The classic approach I’ve seen, is to plot the ROC curve and choose the cut-off closest to the perfect classification point. To use this, one has to transform the time-to-event data into a binary endpoint (e.g. survival at 3 years)
Maximally Selected Rank Statistics: I saw a function that does this in {survminer} package. It calculates the logrank statistics of all possible cutpoints and choose the maximum one.
And others like… quartetic method, median selection (doi: 10.1111/COA.13689). I have not seen these methods yet.
The general flavor of discourse around here tends to not recommend cutpoints/dichotomizing continuous predictors. See: Categorizing Continuous Variables
Do you have a particular aspect of your research that makes finding an optimal cutpoint necessary?

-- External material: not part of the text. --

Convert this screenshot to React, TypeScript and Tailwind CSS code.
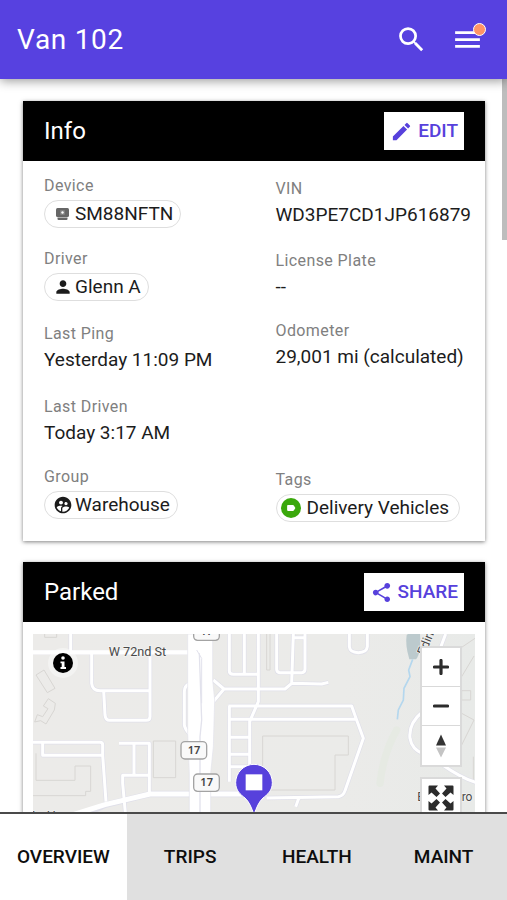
import type { ReactNode } from "react";
import {
  MdCreate,
  MdMenu,
  MdPerson,
  MdSearch,
  MdShare,
  MdSupervisedUserCircle,
} from "react-icons/md";

function DeviceIcon() {
  return (
    <svg viewBox="0 0 20 20" className="size-5 shrink-0" aria-hidden="true">
      <rect x="3" y="4" width="13" height="9" rx="1.5" fill="#666" />
      <path d="M4.500 13.500h10v1.500q0 1-1 1h-8q-1 0-1-1z" fill="#666" />
      <rect x="7" y="6" width="5" height="5" rx="1" fill="#808080" />
      <circle cx="9.500" cy="8.500" r="1.200" fill="#fff" />
    </svg>
  );
}

function TagIcon() {
  return (
    <svg viewBox="0 0 20 20" className="size-5 shrink-0" aria-hidden="true">
      <circle cx="10" cy="10" r="10" fill="#3aa80b" />
      <path
        d="M6.900 7.100h4.900q.8 0 1.200.6L14.400 10l-1.400 2.300q-.4.6-1.200.6H6.900q-.8 0-.8-.8V7.900q0-.8.8-.8z"
        fill="#fff"
      />
    </svg>
  );
}

function Field({ label, children }: { label: string; children: ReactNode }) {
  return (
    <div>
      <dt className="mb-[3px] text-base leading-[22px] tracking-wide text-[#808080]">{label}</dt>
      <dd className="whitespace-nowrap text-[19px] leading-6 text-[#1c1c1c]">{children}</dd>
    </div>
  );
}

function Chip({ children, tight = false }: { children: ReactNode; tight?: boolean }) {
  return (
    <a
      href="#"
      className={
        tight
          ? "flex h-7 w-fit items-center gap-[6px] rounded-full border border-[#dedede] pl-1 pr-[10px]"
          : "flex h-7 w-fit items-center gap-[2px] rounded-full border border-[#dedede] pl-2 pr-[7px]"
      }
    >
      {children}
    </a>
  );
}

function Card({ title, action, children }: { title: string; action: ReactNode; children: ReactNode }) {
  return (
    <section className="bg-white shadow-[0_1px_4px_rgba(0,0,0,0.5)]">
      <header className="flex h-[60px] items-center justify-between bg-black px-[21px]">
        <h2 className="text-2xl text-white">{title}</h2>
        {action}
      </header>
      {children}
    </section>
  );
}

function ActionButton({ icon, children }: { icon: ReactNode; children: ReactNode }) {
  return (
    <button
      type="button"
      className="flex h-[38px] items-center gap-[5px] bg-white px-[6px] text-[19px] font-medium text-[#5741dc]"
    >
      {icon}
      {children}
    </button>
  );
}

const roads = [
  "M39 97H505", "M152 42V97",
  "M215 97V190Q217 212 240 212H390", "M390 97V290Q390 301 378 301H268Q257 301 255 285L251 212",
  "M507 192Q493 198 493 215V315Q494 325 508 342",
  "M580 180L612 207L580 245", "M612 207H795L815 190L905 192L925 187",
  "M628 42V153Q628 163 640 163H715", "M673 42V163", "M715 42V245L689 305V440",
  "M770 42V148Q770 158 780 158H845Q855 158 855 148V42", "M820 42L815 190", "M820 53H855",
  "M988 42V80Q990 98 1015 98Q1040 98 1042 80V42",
  "M625 258H995L1008 295L1030 355L975 512Q970 528 955 530L740 534",
  "M625 298H1008", "M628 258V485", "M628 352H689", "M628 403H689", "M628 440H689",
  "M297 370H388V522", "M342 370V465", "M388 466H308V490L318 600",
  "M39 367H240Q248 367 248 375V406H68V367", "M248 406L258 545",
  "M1207 276Q1165 310 1170 355Q1175 388 1210 402", "M1268 435Q1325 475 1370 488",
  "M1277 42L1262 82", "M838 530L827 560",
];

const buildings = [
  "M48 165L72 150L105 205L82 218Z",
  "M70 258L85 236L106 250L103 270L78 312L62 302L44 306L52 284L68 290L84 266Z",
  "M74 42V52H110V42",
  "M48 400V481H165V438H212V514H197V527H39",
  "M400 363H467V473H400Z",
  "M728 348H985V405H945V510H728Z",
  "M740 42V150H750V42",
  "M1325 212H1352V240H1325Z",
  "M1325 82L1365 55", "M1325 170L1362 108", "M1325 280L1362 300L1325 375", "M1360 410V490",
];

function RouteShield({ x, y }: { x: number; y: number }) {
  return (
    <g>
      <rect x={x} y={y} width="77" height="52" rx="12" fill="#f9f9f9" stroke="#a3a3a3" strokeWidth="4" />
      <text x={x + 39} y={y + 37} textAnchor="middle" fontSize="33" fontWeight="600" fill="#454545">
        17
      </text>
    </g>
  );
}

function StreetMap() {
  return (
    <svg
      viewBox="39 42 1326 900"
      preserveAspectRatio="xMidYMin slice"
      className="size-full font-['Noto_Sans',sans-serif]"
      role="img"
      aria-label="Map of the parked location"
    >
      <defs>
        <linearGradient id="ground" x1="0" x2="1">
          <stop offset="0" stopColor="#ecebe9" />
          <stop offset="0.7" stopColor="#ebebe9" />
          <stop offset="1" stopColor="#e8eae8" />
        </linearGradient>
      </defs>
      <rect x="39" y="42" width="1326" height="900" fill="url(#ground)" />
      <path d="M1130 330Q1090 400 1080 490" fill="none" stroke="#e6eae3" strokeWidth="22" strokeLinecap="round" />
      <path d="M1160 45Q1155 75 1168 118H1188Q1204 100 1200 42H1164Z" fill="#bccacd" />
      <path
        d="M1178 118L1166 150L1170 170L1152 205L1150 240L1135 270L1132 298"
        fill="none"
        stroke="#b4d7ee"
        strokeWidth="5"
      />
      <path d={buildings.join("")} fill="none" stroke="#d8d6d3" strokeWidth="3" />
      <g fill="none" strokeLinejoin="round">
        <path d={roads.join("")} stroke="#dfdfe9" strokeWidth="13" />
        <path d="M180 590L255 555L390 522H740" stroke="#dfdfe9" strokeWidth="19" />
        <path d={roads.join("")} stroke="#fff" strokeWidth="9" />
        <path d="M39 97H505" stroke="#fff" strokeWidth="13" />
        <path d="M140 590L255 554L390 522H740" stroke="#fff" strokeWidth="15" />
      </g>
      <path
        d="M503 42H578V180L584 240L580 380L572 460V942H508V460L503 340Z"
        fill="#fff"
        stroke="#e3e3ec"
        strokeWidth="2"
      />
      <path d="M538 100L545 300L540 350V942" fill="none" stroke="#e2e2ec" strokeWidth="4" />
      <path d="M530 90L545 115V250" fill="none" stroke="#e2e2ec" strokeWidth="3" />
      <g fill="#4a4a4a" stroke="#f4f4f3" strokeWidth="4" paintOrder="stroke" className="font-[Roboto,sans-serif]">
        <text x="266" y="109" fontSize="38">W 72nd St</text>
        <text x="0" y="0" fontSize="38" transform="translate(1215 108) rotate(-68)">Edina</text>
        <text x="1192" y="542" fontSize="36">E</text>
        <text x="1325" y="542" fontSize="36">ro</text>
        <text x="36" y="600" fontSize="38">L</text>
        <text x="80" y="600" fontSize="38">H</text>
      </g>
      <RouteShield x={521} y={9} />
      <RouteShield x={483} y={365} />
      <RouteShield x={521} y={462} />
      <path
        d="M702 433A55 55 0 0 1 757 488C757 512 743 523 729 534C716 546 710 562 702 584C694 562 688 546 675 534C661 523 647 512 647 488A55 55 0 0 1 702 433Z"
        fill="#5741dc"
        stroke="#fff"
        strokeWidth="3"
      />
      <rect x="677" y="463" width="50" height="48" fill="#fff" />
    </svg>
  );
}

function MapControls() {
  return (
    <div className="absolute right-[13px] top-3 flex w-[42px] flex-col gap-[10px]">
      <div className="flex flex-col divide-y divide-[#d9d9d9] border-2 border-[#dadada] bg-white">
        <button type="button" aria-label="Zoom in" className="grid h-[39px] place-items-center">
          <svg viewBox="0 0 16 16" className="size-4">
            <path d="M8 1.500V14.500M1.500 8H14.500" stroke="#2c2c2c" strokeWidth="3.200" strokeLinecap="round" />
          </svg>
        </button>
        <button type="button" aria-label="Zoom out" className="grid h-[39px] place-items-center">
          <svg viewBox="0 0 16 16" className="size-4">
            <path d="M1.500 8H14.500" stroke="#2c2c2c" strokeWidth="3.200" strokeLinecap="round" />
          </svg>
        </button>
        <button type="button" aria-label="Reset bearing" className="grid h-[39px] place-items-center">
          <svg viewBox="0 0 12 24" className="h-6 w-3">
            <path d="M6 0.500L11 11.500H1Z" fill="#333" />
            <path d="M6 23.500L11 13.500H1Z" fill="#c4c4c4" />
          </svg>
        </button>
      </div>
      <button
        type="button"
        aria-label="Full screen"
        className="grid h-[42px] place-items-center border-2 border-[#dadada] bg-white"
      >
        <svg viewBox="0 0 26 26" className="size-[26px]" fill="#2c2c2c">
          <path id="arrow" d="M0.500 1.500Q0.500 0.500 1.500 0.500H10L7.500 3.500L12 8.500L8.500 12L3.500 7.500L0.500 10Z" />
          <use href="#arrow" transform="rotate(90 13 13)" />
          <use href="#arrow" transform="rotate(180 13 13)" />
          <use href="#arrow" transform="rotate(270 13 13)" />
        </svg>
      </button>
    </div>
  );
}

const tabs = ["OVERVIEW", "TRIPS", "HEALTH", "MAINT"];

export default function App() {
  return (
    <div className="flex h-screen flex-col bg-white font-[Roboto,sans-serif]">
      <header className="relative z-10 flex h-[79px] shrink-0 items-center justify-between bg-[#5741e0] pl-[17px] pr-[23px] text-white shadow-[0_2px_10px_rgba(0,0,0,0.4)]">
        <h1 className="text-[28px] tracking-wide">Van 102</h1>
        <div className="flex items-center gap-[23px]">
          <button type="button" aria-label="Search">
            <MdSearch className="size-[33px]" />
          </button>
          <button type="button" aria-label="Menu, new notifications" className="relative">
            <MdMenu className="size-[33px]" />
            <span className="absolute -right-0.5 top-0 size-[13px] rounded-full border border-white bg-[#ff9466]" />
          </button>
        </div>
      </header>

      <div className="relative min-h-0 flex-1">
        <main className="flex h-full flex-col gap-[21px] overflow-y-auto pb-6 pl-[23px] pr-[22px] pt-[22px] [scrollbar-width:none]">
          <Card title="Info" action={<ActionButton icon={<MdCreate className="size-[23px]" />}>EDIT</ActionButton>}>
            <div className="grid grid-cols-2 gap-x-[33px] pb-[21px] pl-[21px] pr-[11px] pt-[14px]">
              <dl className="grid grid-rows-[73px_75px_73px_70px_54px]">
                <Field label="Device">
                  <Chip>
                    <DeviceIcon />
                    SM88NFTN
                  </Chip>
                </Field>
                <Field label="Driver">
                  <Chip>
                    <MdPerson className="size-5" />
                    Glenn A
                  </Chip>
                </Field>
                <Field label="Last Ping">Yesterday 11:09 PM</Field>
                <Field label="Last Driven">Today 3:17 AM</Field>
                <Field label="Group">
                  <Chip>
                    <MdSupervisedUserCircle className="size-5" />
                    Warehouse
                  </Chip>
                </Field>
              </dl>
              <dl className="grid grid-rows-[72px_70px_149px_51px] pt-[3px]">
                <Field label="VIN">WD3PE7CD1JP616879</Field>
                <Field label="License Plate">--</Field>
                <Field label="Odometer">29,001 mi (calculated)</Field>
                <Field label="Tags">
                  <Chip tight>
                    <TagIcon />
                    Delivery Vehicles
                  </Chip>
                </Field>
              </dl>
            </div>
          </Card>

          <Card title="Parked" action={<ActionButton icon={<MdShare className="size-[23px]" />}>SHARE</ActionButton>}>
            <div className="px-[10px] pb-[10px] pt-3">
              <div className="relative h-[300px]">
                <StreetMap />
                <button
                  type="button"
                  aria-label="Map information"
                  className="absolute left-[15px] top-[14px] rounded-full bg-white/40 p-[5px]"
                >
                  <svg viewBox="0 0 20 20" className="size-5">
                    <circle cx="10" cy="10" r="10" />
                    <circle cx="10" cy="5" r="1.800" fill="#fff" />
                    <path d="M7.500 8.500H11.500V14H13V16H7.500V14H8.700V10.300H7.500Z" fill="#fff" />
                  </svg>
                </button>
                <MapControls />
              </div>
            </div>
          </Card>
        </main>
        <div className="absolute right-0 top-0 h-[161px] w-[5px] bg-[#bdbdbd]" />
      </div>

      <nav className="grid h-[88px] shrink-0 grid-cols-4 border-t-2 border-[#4a4a4a] bg-[#e0e0e0]">
        {tabs.map((tab, i) => (
          <a
            key={tab}
            href="#"
            aria-current={i === 0 ? "page" : undefined}
            className="flex items-center justify-center text-[19px] font-medium text-[#0d0d0d] aria-[current=page]:bg-white"
          >
            {tab}
          </a>
        ))}
      </nav>
    </div>
  );
}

Agreed that dichotomization is not the best idea - however, I have had my arm twisted before so I did the following:
calculate some sort of statistic (like the log likelihood) from a cox model for various cutpoints for X and choose the highest log likelihood. For example this was a plot from an analysis I put together:
Or, use a tree based method with the one predictor. I found it harder to extract the optimal cutpoint from.
Whichever way you go I strongly recommend getting a measure of variability somehow (i.e. using bootstrapping). When I put this together and showed the huge CIs in the ‘optimal’ cutpoint I was able to dissuade folks from going down the route of dichotomization.